Figure 6. Sand grading chart
The sand should be stored in as dry a place as possible and so that water content is evenly balanced. The sand should be protected against pollution.
There is such a wide range of admixtures available today that one cannot make recommendation without first testing those chosen. If they are to be employed, care and discretion should be exercised at all times.
Three main criteria should be considered when applying admixtures:
a) Is the strength of the mortar increased or decreased?
b) The effect of the admixture on the steel reinforcement.
c) Practicality of use on site and supervision of exact mixing quantities.
With the advent of new methods for joining concrete, far more jointing compounds are available for making 'wet' joints in cement structures. It is always best to carry out tests on the potential system before use.
For joints in hull construction and repair, a two component epoxy polysulphide resin gives an excellent bond. If this is not obtainable, a cement grout applied judiciously will give better results than some PVA glues that are commonly available to the building construction industry.
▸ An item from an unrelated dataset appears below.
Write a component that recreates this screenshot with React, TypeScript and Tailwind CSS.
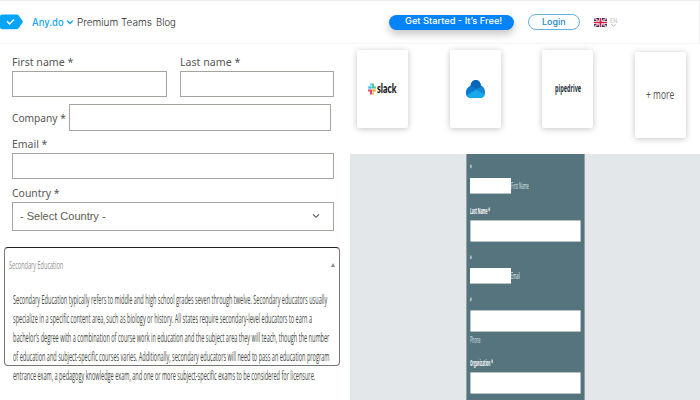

Mixing water should comply with the requirements of BS 3148. Water should be potable, clean, and free from harmful salts or foreign materials which may impair the strength and resistance of the mortar.
BS 3148 gives details of testing water for concrete by comparing the properties of concrete made with any particular sample of water with those of an otherwise similar concrete made with distilled water; therefore the tests will usually be performed in a laboratory.